From Business World of 29 March 2004. Maharashtra is close to my heart; I grew up in Poona, climbing trees and eating green mangos. I was sad to see its cosmopolitanism destroyed by Shiv Sena, and the consequent migration of Gujarati industrialists to Gujarat. CII's invitation gave me a chance to give a sermon.
Is Maharashtra
competitive?
CII Maharashtra invited me to Bombay to
speak to them on how to make Maharashtra competitive. I did not know there was
a problem; Maharashtra continues to be India’s foremost industrial state. I
looked at the figures; they did not give any strong indicator of lack of
competitiveness. Its per capita income is exceeded only by Delhi, Punjab and
Haryana; and the share of industry in its GDP is one-third – the highest for
any Indian state.
But perhaps the
figures we look at do not measure competitiveness. Look at Punjab and Haryana:
the richest states of India, but who would go and invest over there? If
openness made a state competitive, Daman would be the most competitive
territory of India (actually, that is not a joke; Daman’s industrial strength
is impressive).
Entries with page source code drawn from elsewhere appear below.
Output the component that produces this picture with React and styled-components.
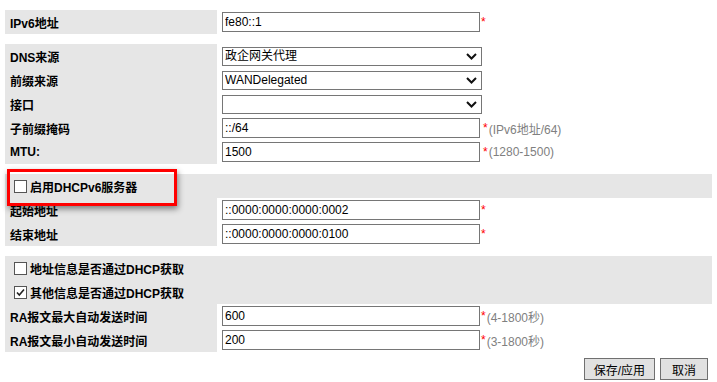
import React from 'react'
import styled, { createGlobalStyle } from 'styled-components'

const GlobalStyle = createGlobalStyle`
   html, body {
      margin: 0;
      padding: 0;
      background: #fff;
   }
   body {
      font-family: 'Liberation Sans', 'Noto Sans CJK SC', sans-serif;
      font-size: 12px;
      color: #000;
   }
`

const Page = styled.div`
   width: 707px;
   padding: 10px 0 0 5px;
`

const Section = styled.div`
   margin-bottom: 10px;
`

const Row = styled.div`
   display: grid;
   grid-template-columns: 212px 1fr;
   height: 24px;
`

const Label = styled.div`
   display: flex;
   align-items: center;
   padding-left: 5px;
   background: #e6e6e6;
   font-weight: bold;
   white-space: nowrap;
`

const Value = styled.div`
   display: flex;
   align-items: center;
   padding-left: 5px;
   background: #fff;
`

const FullRow = styled.div`
   position: relative;
   display: flex;
   align-items: center;
   gap: 3px;
   height: 24px;
   padding-left: 9px;
   background: #e6e6e6;
   font-weight: bold;
`

const TextInput = styled.input`
   box-sizing: border-box;
   width: 258px;
   height: 20px;
   margin: 0;
   padding: 0 2px;
   border: 1px solid #767676;
   font-family: 'Liberation Sans', 'Noto Sans CJK SC', sans-serif;
   font-size: 12px;
   color: #000;
   outline: none;
`

const SelectWrap = styled.div`
   position: relative;
   width: 260px;
   height: 19px;
`

const Select = styled.select`
   appearance: none;
   box-sizing: border-box;
   width: 100%;
   height: 100%;
   margin: 0;
   padding: 0 20px 0 2px;
   border: 1px solid #767676;
   border-radius: 0;
   background: #fff;
   font-family: 'Liberation Sans', 'Noto Sans CJK SC', sans-serif;
   font-size: 12px;
   color: #000;
   outline: none;
`

const Chevron = styled.svg`
   position: absolute;
   right: 5px;
   top: 6px;
   pointer-events: none;
`

const Star = styled.span`
   color: #ff0000;
   margin-left: ${(p) => p.$gap}px;
   font-size: 12px;
`

const Hint = styled.span`
   color: #808080;
   margin-left: 1px;
`

const Box = styled.span`
   box-sizing: border-box;
   display: inline-flex;
   align-items: center;
   justify-content: center;
   width: 13px;
   height: 13px;
   border: 1px solid #555;
   background: #fff;
`

const Highlight = styled.div`
   position: absolute;
   left: 2px;
   top: -5px;
   width: 170px;
   height: 37px;
   box-sizing: border-box;
   border: 3px solid #ff0000;
   box-shadow: 1px 3px 6px rgba(0, 0, 0, 0.45);
   pointer-events: none;
`

const Buttons = styled.div`
   display: flex;
   justify-content: flex-end;
   gap: 5px;
   margin-top: -4px;
   padding-right: 4px;
`

const Button = styled.button`
   box-sizing: border-box;
   height: 22px;
   padding: 0 ${(p) => p.$pad}px;
   border: 1px solid #707070;
   background: #e1e1e1;
   font-family: 'Liberation Sans', 'Noto Sans CJK SC', sans-serif;
   font-size: 12px;
   color: #000;
   border-radius: 0;
`

const Check = ({ checked }) => (
   <Box>
      {checked && (
         <svg width='11' height='11' viewBox='0 0 11 11'>
            <path d='M2 5.5 L4.3 8 L9 2.5' fill='none' stroke='#222' strokeWidth='1.6' />
         </svg>
      )}
   </Box>
)

const InputRow = ({ label, value, hint, gap = 3 }) => (
   <Row>
      <Label>{label}</Label>
      <Value>
         <TextInput defaultValue={value} />
         <Star $gap={gap}>*</Star>
         {hint && <Hint>{hint}</Hint>}
      </Value>
   </Row>
)

const SelectRow = ({ label, value }) => (
   <Row>
      <Label>{label}</Label>
      <Value>
         <SelectWrap>
            <Select defaultValue={value}>
               <option value={value}>{value}</option>
            </Select>
            <Chevron width='11' height='7' viewBox='0 0 11 7'>
               <path d='M1 1 L5.5 5.5 L10 1' fill='none' stroke='#111' strokeWidth='2' />
            </Chevron>
         </SelectWrap>
      </Value>
   </Row>
)

const App = () => {
   return (
      <>
         <GlobalStyle />
         <Page>
            <Section>
               <InputRow label='IPv6地址' value='fe80::1' gap={1} />
            </Section>
            <Section>
               <SelectRow label='DNS来源' value='政企网关代理' />
               <SelectRow label='前缀来源' value='WANDelegated' />
               <SelectRow label='接口' value='' />
               <InputRow label='子前缀掩码' value='::/64' hint='(IPv6地址/64)' />
               <InputRow label='MTU:' value='1500' hint='(1280-1500)' />
            </Section>
            <Section>
               <FullRow>
                  <Check />
                  启用DHCPv6服务器
                  <Highlight />
               </FullRow>
               <InputRow label='起始地址' value='::0000:0000:0000:0002' gap={1} />
               <InputRow label='结束地址' value='::0000:0000:0000:0100' gap={1} />
            </Section>
            <Section>
               <FullRow>
                  <Check />
                  地址信息是否通过DHCP获取
               </FullRow>
               <FullRow>
                  <Check checked />
                  其他信息是否通过DHCP获取
               </FullRow>
               <InputRow label='RA报文最大自动发送时间' value='600' hint='(4-1800秒)' gap={1} />
               <InputRow label='RA报文最小自动发送时间' value='200' hint='(3-1800秒)' gap={1} />
            </Section>
            <Buttons>
               <Button $pad={9}>保存/应用</Button>
               <Button $pad={11}>取消</Button>
            </Buttons>
         </Page>
      </>
   )
}

export default App
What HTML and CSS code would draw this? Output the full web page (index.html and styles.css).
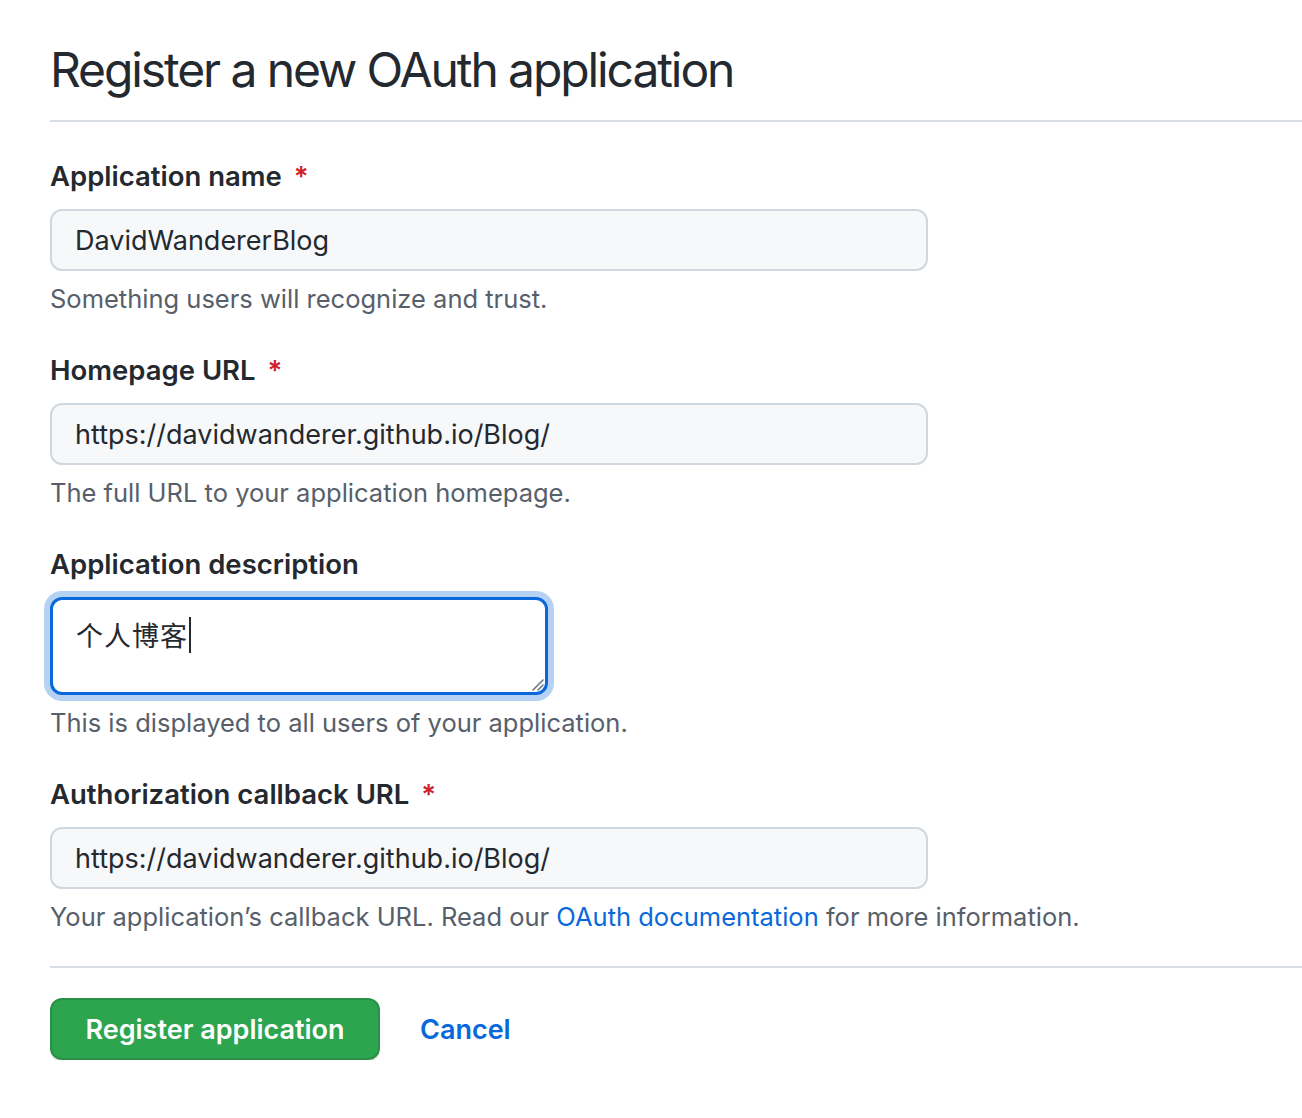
FILE: index.html
```html
<!DOCTYPE html>
<html lang="en">
<head>
<meta charset="utf-8">
<title>Register a new OAuth application</title>
<link rel="stylesheet" href="styles.css">
</head>
<body>
<div class="page">
  <h1 class="title">Register a new OAuth application</h1>
  <hr class="rule">
  <form class="form">
    <div class="group">
      <label class="label">Application name <span class="req">*</span></label>
      <div class="input">DavidWandererBlog</div>
      <p class="note">Something users will recognize and trust.</p>
    </div>
    <div class="group">
      <label class="label">Homepage URL <span class="req">*</span></label>
      <div class="input">https://davidwanderer.github.io/Blog/</div>
      <p class="note">The full URL to your application homepage.</p>
    </div>
    <div class="group">
      <label class="label">Application description</label>
      <div class="textarea"><span class="cjk">个人博客</span><span class="caret"></span>
        <svg class="grip" width="14" height="14" viewBox="0 0 14 14"><path d="M13 3 L3 13 M13 8 L8 13" stroke="#6e7781" stroke-width="1.6" fill="none" stroke-linecap="round"/></svg>
      </div>
      <p class="note">This is displayed to all users of your application.</p>
    </div>
    <div class="group">
      <label class="label">Authorization callback URL <span class="req">*</span></label>
      <div class="input">https://davidwanderer.github.io/Blog/</div>
      <p class="note">Your application’s callback URL. Read our <a class="link" href="#">OAuth documentation</a> for more information.</p>
    </div>
  </form>
  <hr class="rule rule-bottom">
  <div class="actions">
    <button class="btn" type="button">Register application</button>
    <a class="cancel" href="#">Cancel</a>
  </div>
</div>
</body>
</html>
```
FILE: styles.css
```css
* { box-sizing: border-box; }
html, body { margin: 0; padding: 0; background: #ffffff; }
body {
  font-family: Inter, "Noto Sans", "Liberation Sans", sans-serif;
  color: #24292f;
}
.page {
  padding: 28px 0 0 50px;
}
.title {
  margin: 0;
  font-size: 48px;
  font-weight: 400;
  line-height: 84px;
  letter-spacing: -2.1px;
  color: #24292f;
}
.rule {
  margin: 8px 0 0 0;
  border: 0;
  height: 2px;
  background: #d8dee4;
}
.form { padding-top: 34px; }
.group { margin-bottom: 33px; }
.group:last-child { margin-bottom: 0; }
.label {
  display: block;
  font-size: 27.5px;
  font-weight: 600;
  line-height: 40px;
  margin-bottom: 13px;
  color: #24292f;
}
.req { color: #cf222e; margin-left: 5px; }
.input {
  width: 878px;
  height: 62px;
  padding: 0 23px;
  display: flex;
  align-items: center;
  font-size: 27px;
  color: #24292f;
  background: #f6f8fa;
  border: 2px solid #d0d7de;
  border-radius: 12px;
}
.textarea {
  position: relative;
  width: 498px;
  height: 98px;
  padding: 14px 23px;
  font-size: 27px;
  line-height: 42px;
  background: #ffffff;
  border: 3px solid #0969da;
  border-radius: 12px;
  box-shadow: 0 0 0 6px rgba(9, 105, 218, 0.3);
  display: flex;
  align-items: flex-start;
}
.cjk { font-family: "Noto Sans CJK SC", sans-serif; color: #24292f; letter-spacing: 1px; }
.caret {
  display: inline-block;
  width: 2px;
  height: 36px;
  margin-top: 3px;
  margin-left: 1px;
  background: #24292f;
}
.grip { position: absolute; right: 1px; bottom: 1px; }
.note {
  margin: 10px 0 0 0;
  font-size: 25.5px;
  line-height: 36px;
  color: #57606a;
}
.link { color: #0969da; text-decoration: none; }
.rule-bottom { margin-top: 31px; }
.actions {
  display: flex;
  align-items: center;
  gap: 40px;
  padding-top: 30px;
}
.btn {
  width: 330px;
  height: 62px;
  font-family: inherit;
  font-size: 27px;
  font-weight: 600;
  color: #ffffff;
  background: #2da44e;
  border: 2px solid rgba(27, 31, 36, 0.15);
  border-radius: 12px;
  box-shadow: 0 2px 0 rgba(27, 31, 36, 0.1);
  padding: 0 32px;
}
.cancel {
  font-size: 27px;
  font-weight: 600;
  color: #0969da;
  text-decoration: none;
}
```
If balance of payments is the indicator, Japan has had a
chronically strong balance of payments, and its growth has been miserable. If
we take foreign investment, there are very few places where foreign investment
makes a decisive difference; most growth is due to local capital, enterprise
and brains.
On almost all
counts, Maharashtra has not done too badly. Historically, its source of
strength was Bombay. A British stronghold, it was never attacked by Maratha
armies. Once the Maratha empire was defeated, Bombay became the fulcrum of
British western India. First it prospered on the opium brought down from
Central Provinces and Berar and exported to China. With the money made in
opium, Bombaymen built textile mills; they were the source of Maharashtra’s industrial supremacy for almost a century. And as textiles slowed down, the import-substituting
industrialization launched by independent India gave Maharashtra wider
opportunities; it thrived on engineering, automobiles, chemicals and
pharmaceuticals.
This era of easy
industrialization came to an end in 1991; with liberalization, the older
industries of Maharashtra have gone through tough times. That is the cause of
depression amongst Maharashtra’s industrialists. Maharashtra has not done badly
in the new industries. In software it has the giant TCS, and many other smaller
firms. But the south has done better. Bombay probably has larger
pharmaceutical manufacturing capacity – all the great multinationals are there
– but Hyderabad is better known for its innovative firms.
Bangalore has
created brand value. When firms in America want to outsource, they do not
think of India – they think of Bangalore. They might have thought of Bombay,
but the descendants of the Marathas wantonly destroyed its brand value by
renaming it. Bombay was once India’s most cosmopolitan city; Poona attracted
students from all over India. The antics of Shiv Sena gave Maharashtra a bad
name; its reputation of being hospitable to people from everywhere was taken
over by Bangalore.
Maharashtra may
seem to suffer from its historical baggage; its Thana-Belapur belt looks like
the graveyard of industry. But no industry is passé; the very industries that
are half-dead in Maharashtra are flourishing in China. Europe has much industry
that is very old but highly modern.
That is what
Maharashtra needs to do – revamp its industry and bring it into the modern
world. Many industrialists have done it; but there are many left behind. They
complain about three things: labour laws, which make it impossible to reshape
the labour force to the requirements of the market; octroi, which slows down
and raises the cost of transport, and property laws, which do not allow
industrialists to change property use. These are very much the creations of the
state; the Maharashtra government is the prime culprit in the lingering death
of industry.
But it is also
true that hire-and-fire was not the way of most of the world. Europe has never
believed in it; nor have the Japanese. They have suffered for not believing in
it. But both have developed strong traditions of retraining their labour forces
as a result. In the modern, globalized world, it is no longer possible for
people to go on doing the same job their entire lifetimes. They can expect to
stay employed only if they adapt themselves to the changing markets. They must
have a sense of ownership in the enterprise, and they must keep learning to
make the enterprise a learning organization.
To give them
this capacity is the task of management; perhaps this is where the
industrialists of Maharashtra are still a bit old-fashioned. What Maharashtra
needs is a change in mindsets, a common sense of sharing. It is not what Shiv
Sena would encourage; but Maharashtra is in peril. It needs to unite, it needs
to open itself to outside talent, it needs to become more inclusive.